Although the analysis phase of a sparse direct solver only involves symbolic computations, it may still induce considerable computational and memory requirements. The parallelization of the analysis phase can thus provide significant benefits to the solution of large-scale problems and represents an essential feature on computer systems with limited memory capabilities. The core of the analysis phase consists of two main operations:
Elimination tree computation: this step provides a pivotal order that minimizes the fill-in generated at factorization time and identifies independent computational tasks that can be executed in parallel.
Symbolic factorization: simulates the actual factorization in order to estimate the memory that has to be allocated for the factorization phase.

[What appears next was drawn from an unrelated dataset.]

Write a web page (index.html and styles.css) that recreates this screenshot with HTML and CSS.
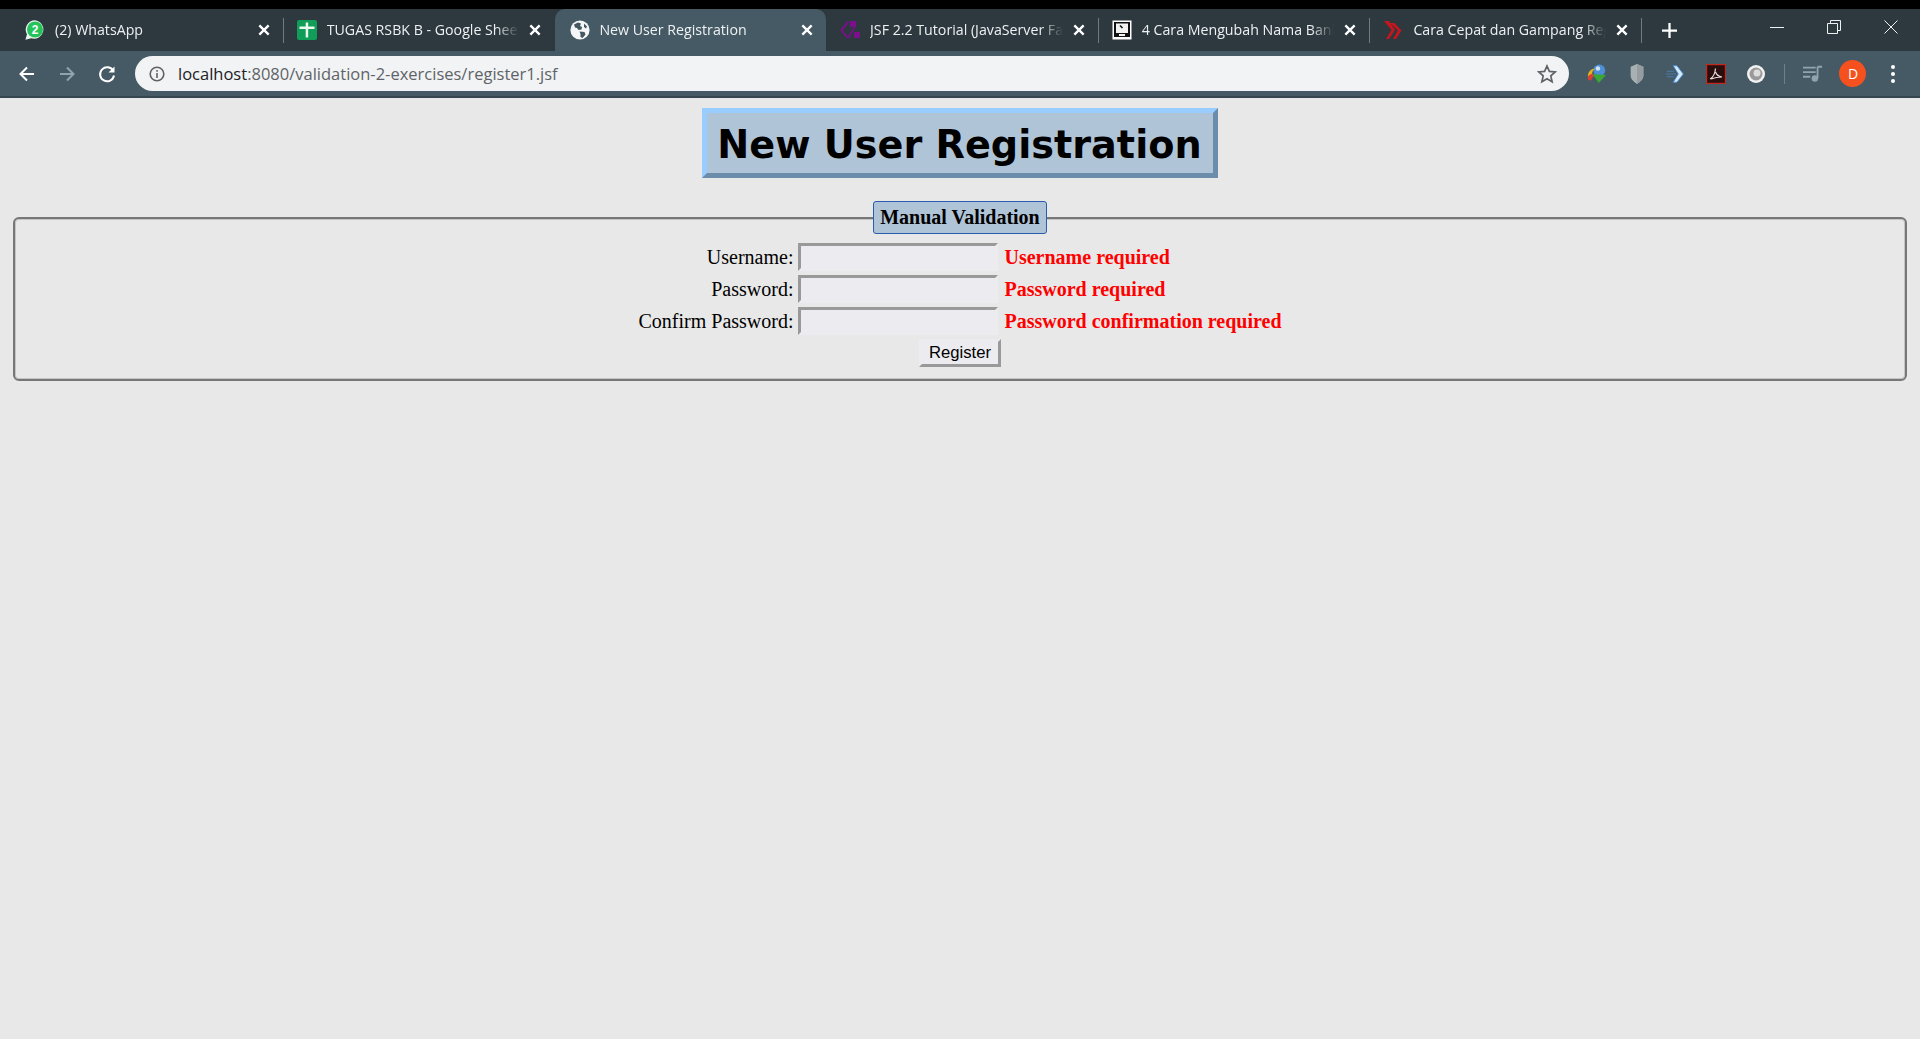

In our approach we can use either PT-Scotch  or ParMETIS  for step 1; those packages return an index permutation and a separators tree which results from an ordering based on nested dissections. Based on this, we first select a number of subtrees that is equal to the number of working processors, and perform a symbolic factorization on each of these subtrees that is based on the usage of quotient graphs  to limit the memory consumption. Once every processor has finished with its subtree, the symbolic factorization of the unknowns associated to the top part of the tree is performed sequentially; because we use quotient graphs on entry, this still allows for a good overall memory scalability. We have observed that although PT-Scotch is slower than ParMETIS, the quality of the ordering it provides is considerably better and does not degrade with the degree of parallelism.
This work was presented in  . We now plan to include it in Mumps and make it available in a future release of the package.